BENEDICTO XVI
AUDIENCIA GENERAL
Sala Pablo VI
Miércoles 21 de febrero de 2007
Miércoles de Ceniza
Queridos hermanos y hermanas :
El miércoles de Ceniza, que hoy celebramos, es para nosotros, los cristianos, un día
particular, caracterizado por un intenso espíritu de recogimiento y de reflexión. En
efecto, iniciamos el camino de la Cuaresma, tiempo de escucha de la palabra de
Dios, de oración y de penitencia. Son cuarenta días en los que la liturgia nos
ayudará a revivir las fases destacadas del misterio de la salvación.
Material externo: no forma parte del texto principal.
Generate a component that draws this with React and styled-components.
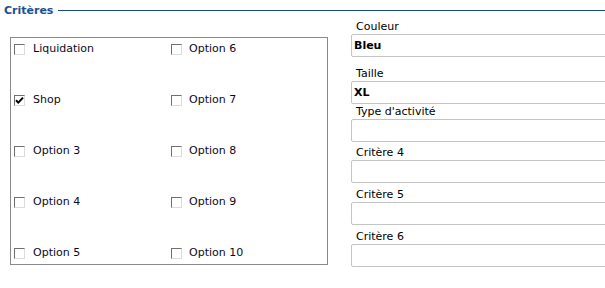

Como sabemos, el hombre fue creado para ser amigo de Dios, pero el pecado de
los primeros padres rompió esa relación de confianza y de amor y, como
consecuencia, hizo a la humanidad incapaz de realizar su vocación originaria. Sin
embargo, gracias al sacrificio redentor de Cristo, hemos sido rescatados del poder
del mal. En efecto, como escribe el apóstol san Juan, Cristo se hizo víctima de
expiación por nuestros pecados (cf. 1 Jn 2, 2); y san Pedro añade: murió una vez
para siempre por los pecados (cf. 1 P 3, 18).
También el bautizado, al morir en Cristo al pecado, renace a una vida nueva,
restablecido gratuitamente en su dignidad de hijo de Dios. Por esto, en la primitiva
comunidad cristiana, el bautismo era considerado como "la primera resurrección"
(cf. Ap 20, 5; Rm 6, 1-11; Jn 5, 25-28).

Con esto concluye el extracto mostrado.